Upon review, the Administrator asked that the Review Board recommend that Respondent be disbarred. After taking into account Respondent's extensive cooperation in the criminal matter as well as additional evidence in mitigation, the Review Board recommended that Respondent be suspended for three years. The Review Board also rejected Respondent's request that the suspension be imposed retroactively to the date of his interim suspension.

BEFORE THE REVIEW BOARD
OF THE
ILLINOIS ATTORNEY REGISTRATION
AND
DISCIPLINARY COMMISSION

In the Matter of:

JOHN FRANK HARRIS,

Respondent-Appellee,

No. 6195486.

Commission No. 2012PR00026

REPORT AND RECOMMENDATION OF THE REVIEW BOARD

SUMMARY

This matter arises out of Respondent's actions as chief operating officer and chief of staff for former Illinois Governor Rod Blagojevich ("Blagojevich") in conspiring with and assisting Blagojevich in engaging in corruption by soliciting and demanding things of value for the benefit of Blagojevich and his wife in exchange for the promise of an appointment of a United States Senator. As a result of Respondent's conduct in conspiring to solicit a bribe, he was charged and convicted of felony conspiracy to commit solicitation.

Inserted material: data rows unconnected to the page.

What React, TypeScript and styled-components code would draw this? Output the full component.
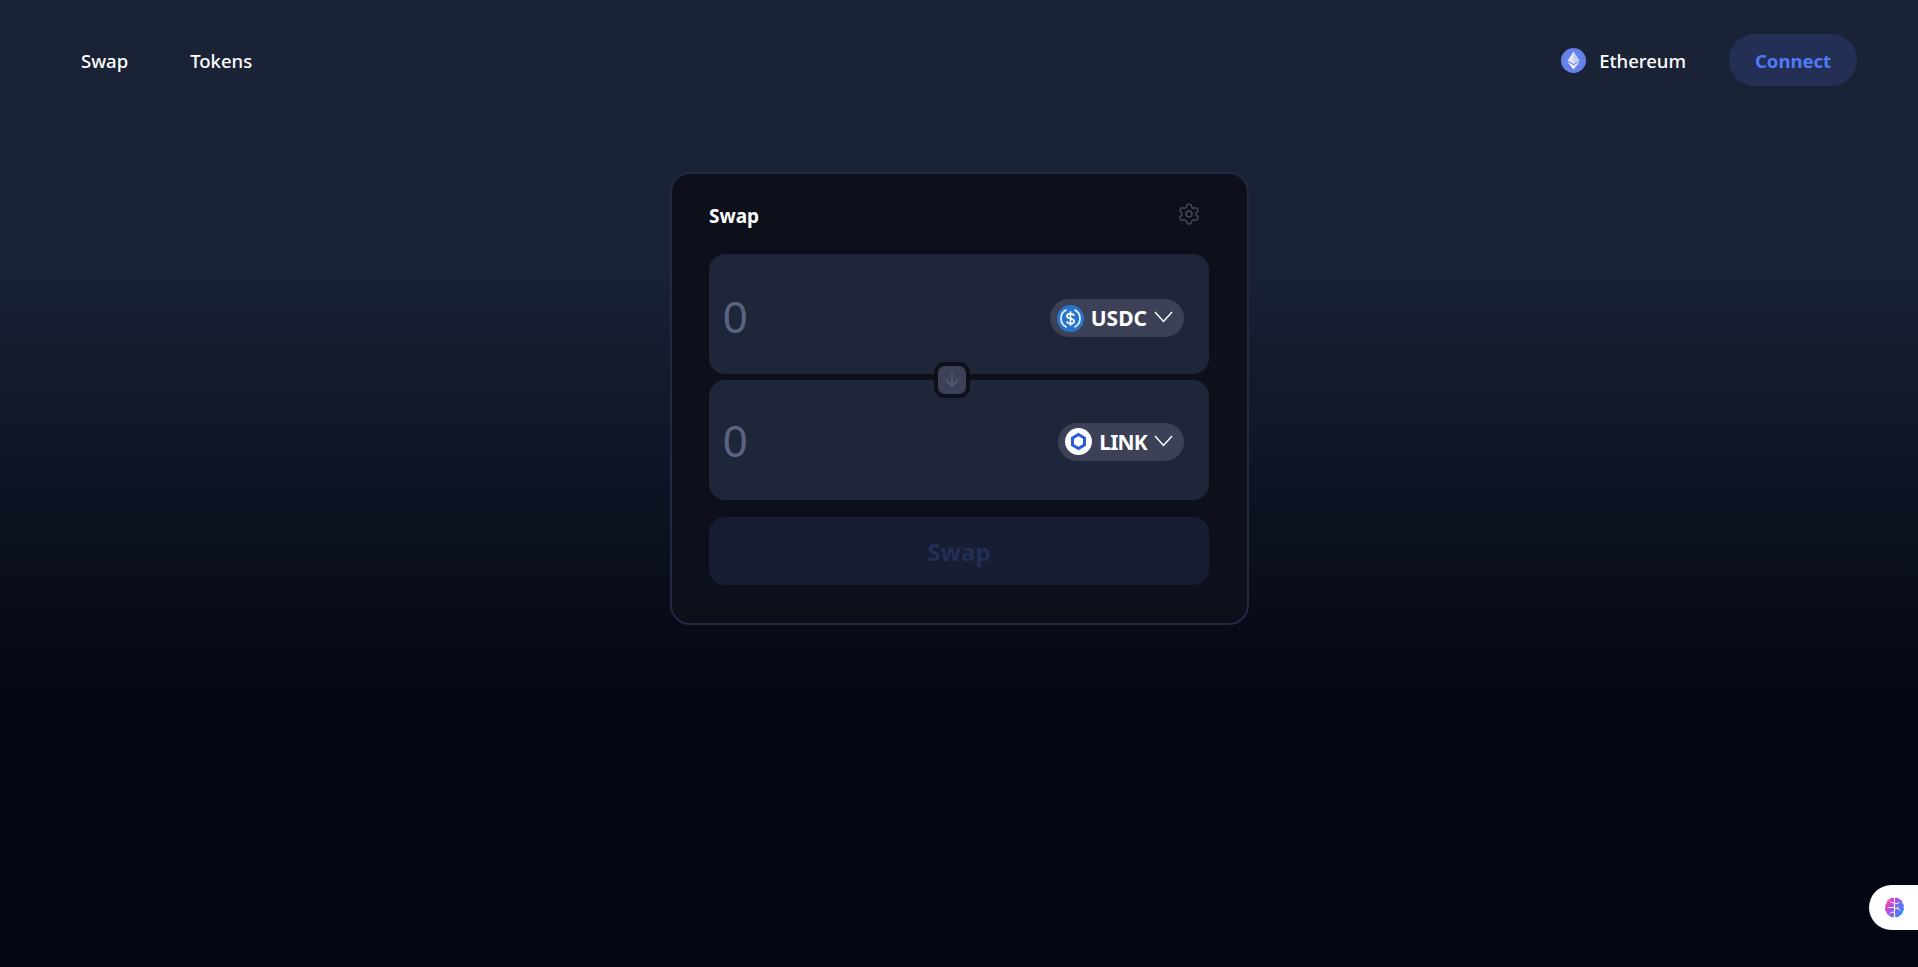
import React, { FC } from "react";
import styled, { createGlobalStyle } from "styled-components";
import { ArrowDown, Settings } from "lucide-react";

const GlobalStyle = createGlobalStyle`
  html, body {
    margin: 0;
    padding: 0;
    background: #040713;
  }
  body {
    font-family: "Noto Sans", "Open Sans", sans-serif;
    color: #fff;
  }
`;

const Page = styled.div`
  min-height: 967px;
  box-sizing: border-box;
  background: linear-gradient(180deg, #1a2236 0%, #1a2236 26%, #040713 72%, #040713 100%);
`;

const Header = styled.header`
  display: flex;
  align-items: center;
  justify-content: space-between;
  height: 52px;
  padding: 34px 61px 0 81px;
`;

const Nav = styled.nav`
  display: flex;
  gap: 62px;
`;

const NavLink = styled.a`
  margin-top: 1px;
  font-size: 18.5px;
  font-weight: 500;
  color: #fff;
`;

const HeaderRight = styled.div`
  display: flex;
  align-items: center;
  gap: 43px;
`;

const Network = styled.div`
  display: flex;
  align-items: center;
  gap: 13px;
  font-size: 18.5px;
  font-weight: 500;
`;

const ConnectButton = styled.button`
  width: 128px;
  height: 52px;
  border: 0;
  border-radius: 26px;
  background: #242f55;
  color: #4f7bf7;
  font-family: inherit;
  font-size: 18.5px;
  font-weight: 700;
`;

const Main = styled.main`
  display: flex;
  justify-content: center;
  padding-top: 86px;
`;

const Card = styled.section`
  width: 579px;
  height: 453px;
  box-sizing: border-box;
  padding: 0 37.5px;
  border: 2px solid #222940;
  border-radius: 20px;
  background: #0d101b;
`;

const CardHeader = styled.div`
  display: flex;
  align-items: center;
  justify-content: space-between;
  height: 80px;
  padding-right: 8px;
`;

const CardTitle = styled.h2`
  margin: 4px 0 0;
  font-size: 19px;
  font-weight: 700;
`;

const GearIcon = styled(Settings)`
  color: #444859;
`;

const Panels = styled.div`
  position: relative;
  display: flex;
  flex-direction: column;
  gap: 6px;
`;

const Panel = styled.div<{ $shift: number }>`
  display: flex;
  align-items: center;
  justify-content: space-between;
  height: 120px;
  padding: ${(props) => props.$shift}px 25px 0 14px;
  box-sizing: border-box;
  border-radius: 16px;
  background: #202639;
`;

const Amount = styled.span`
  font-family: "Liberation Sans", Arial, sans-serif;
  font-size: 44px;
  color: #5a6482;
`;

const TokenPill = styled.div<{ $tracking: number }>`
  display: flex;
  align-items: center;
  height: 38px;
  padding: 0 11px 0 7px;
  border-radius: 19px;
  background: #3c4157;
  font-size: 21px;
  font-weight: 700;
  letter-spacing: ${(props) => props.$tracking}px;
`;

const TokenIcon = styled.svg`
  display: block;
  width: 27px;
  height: 27px;
  margin-right: 7px;
`;

const Chevron = styled.svg`
  display: block;
  width: 19px;
  height: 12px;
  margin-left: 7px;
  margin-top: -2px;
`;

const SwitchButton = styled.div`
  position: absolute;
  left: 225px;
  top: 108px;
  display: flex;
  align-items: center;
  justify-content: center;
  width: 28px;
  height: 28px;
  border: 4px solid #0d101b;
  border-radius: 11px;
  background: #3c4157;
  color: #5a6482;
`;

const SwapButton = styled.button`
  display: block;
  width: 100%;
  height: 68px;
  margin-top: 17px;
  padding-top: 2px;
  border: 0;
  border-radius: 16px;
  background: #171d33;
  color: #242f55;
  font-family: inherit;
  font-size: 24px;
  font-weight: 700;
`;

const BrainTab = styled.div`
  position: fixed;
  right: 0;
  top: 885px;
  display: flex;
  align-items: center;
  width: 49px;
  height: 45px;
  box-sizing: border-box;
  padding-left: 14px;
  border-radius: 23px 0 0 23px;
  background: #fff;
`;

const EthLogo: FC = () => (
  <svg width="25" height="25" viewBox="0 0 25 25">
    <circle cx="12.5" cy="12.5" r="12.5" fill="#6582ea" />
    <path d="M12.5 3.5 6.5 12.8l6 3.2 6-3.2z" fill="#dfe5fb" />
    <path d="M12.5 3.5v12.5l6-3.2z" fill="#c2cdf6" />
    <path d="M6.5 14l6 7.5 6-7.5-6 3.2z" fill="#fff" />
    <path d="M12.5 17.2v4.3l6-7.5z" fill="#d3dbf9" />
  </svg>
);

const UsdcLogo: FC = () => (
  <TokenIcon viewBox="0 0 27 27">
    <circle cx="13.5" cy="13.5" r="13.5" fill="#2775ca" />
    <path d="M9.6 4.9a9.4 9.4 0 0 0 0 17.2M17.4 4.9a9.4 9.4 0 0 1 0 17.2" fill="none" stroke="#e3eefa" strokeWidth="1.8" />
    <path
      d="M17 10.8c-.3-1.4-1.6-2.2-3.5-2.2-2.1 0-3.5 1-3.5 2.6 0 1.7 1.4 2.1 3.5 2.4 2.2.3 3.6.8 3.6 2.6 0 1.6-1.5 2.6-3.6 2.6-2 0-3.3-.9-3.7-2.4M13.5 6.2v14.6"
      fill="none"
      stroke="#fff"
      strokeWidth="1.6"
    />
  </TokenIcon>
);

const LinkLogo: FC = () => (
  <TokenIcon viewBox="0 0 27 27">
    <circle cx="13.5" cy="13.5" r="13.5" fill="#fff" />
    <path d="M13.5 6.5l6 3.5v7l-6 3.5-6-3.5v-7z" fill="none" stroke="#2a5ada" strokeWidth="3" />
  </TokenIcon>
);

const BrainLogo: FC = () => (
  <svg width="23" height="23" viewBox="0 0 24 24">
    <defs>
      <linearGradient id="brainFill" x1="0" y1="0" x2="1" y2="0.6">
        <stop offset="0" stopColor="#f9953a" />
        <stop offset="0.3" stopColor="#dc3fd0" />
        <stop offset="0.6" stopColor="#8b5cf6" />
        <stop offset="1" stopColor="#2f8cf6" />
      </linearGradient>
    </defs>
    <path
      d="M11.4 2.2C9.6 1.4 7.4 2 6.6 3.7 4.8 3.9 3.6 5.4 3.9 7.2 2.3 8.2 1.8 10.2 2.7 11.8 1.6 13.4 2 15.5 3.6 16.5c-.2 1.9 1 3.4 2.9 3.7.9 1.9 3.2 2.5 4.9 1.4zM12.6 2.2c1.8-.8 4-.2 4.8 1.5 1.8.2 3 1.7 2.7 3.5 1.6 1 2.1 3 1.2 4.6 1.1 1.6.7 3.7-.9 4.7.2 1.9-1 3.4-2.9 3.7-.9 1.9-3.2 2.5-4.9 1.4z"
      fill="url(#brainFill)"
    />
    <path
      d="M11.4 7H8.5L7 5.5M11.4 12H5M11.4 17H8.5L7 18.5M12.6 8h3l1.5-2M12.6 13h3l2.5 2M15.5 13v-2"
      fill="none"
      stroke="#fff"
      strokeWidth="1"
    />
  </svg>
);

type TokenRowProps = {
  symbol: string;
  logo: React.ReactNode;
  shift: number;
  tracking: number;
};

const TokenRow: FC<TokenRowProps> = ({ symbol, logo, shift, tracking }) => (
  <Panel $shift={shift}>
    <Amount>0</Amount>
    <TokenPill $tracking={tracking}>
      {logo}
      {symbol}
      <Chevron viewBox="0 0 19 12">
        <path d="M1 1l8.5 9.5L18 1" fill="none" stroke="#fff" strokeWidth="1.5" />
      </Chevron>
    </TokenPill>
  </Panel>
);

export default function App() {
  return (
    <>
      <GlobalStyle />
      <Page>
        <Header>
          <Nav>
            <NavLink>Swap</NavLink>
            <NavLink>Tokens</NavLink>
          </Nav>
          <HeaderRight>
            <Network>
              <EthLogo />
              Ethereum
            </Network>
            <ConnectButton>Connect</ConnectButton>
          </HeaderRight>
        </Header>
        <Main>
          <Card>
            <CardHeader>
              <CardTitle>Swap</CardTitle>
              <GearIcon size={24} strokeWidth={1.5} />
            </CardHeader>
            <Panels>
              <TokenRow symbol="USDC" logo={<UsdcLogo />} shift={8} tracking={0} />
              <TokenRow symbol="LINK" logo={<LinkLogo />} shift={3} tracking={-0.8} />
              <SwitchButton>
                <ArrowDown size={20} strokeWidth={1.5} />
              </SwitchButton>
            </Panels>
            <SwapButton>Swap</SwapButton>
          </Card>
        </Main>
        <BrainTab>
          <BrainLogo />
        </BrainTab>
      </Page>
    </>
  );
}
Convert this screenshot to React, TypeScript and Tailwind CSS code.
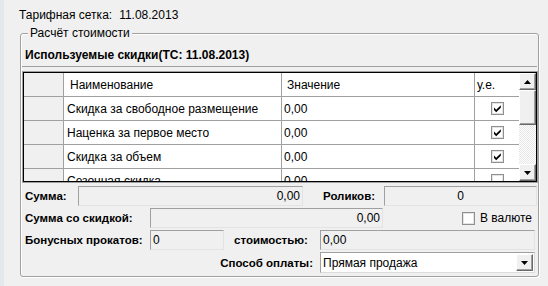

The only issue before this Board is the appropriate sanction recommendation. The Hearing Board recommended that Respondent be suspended for three years. The Administrator filed exceptions and seeks a recommendation of disbarment. Respondent asks that this Board recommend a sanction of no more than three years and that the suspension run retroactive to April 6, 2010, the date of Respondent's interim suspension. For the reasons set forth below, we agree with the Hearing Board's assessment of the mitigating evidence and conclude that a three year suspension is warranted.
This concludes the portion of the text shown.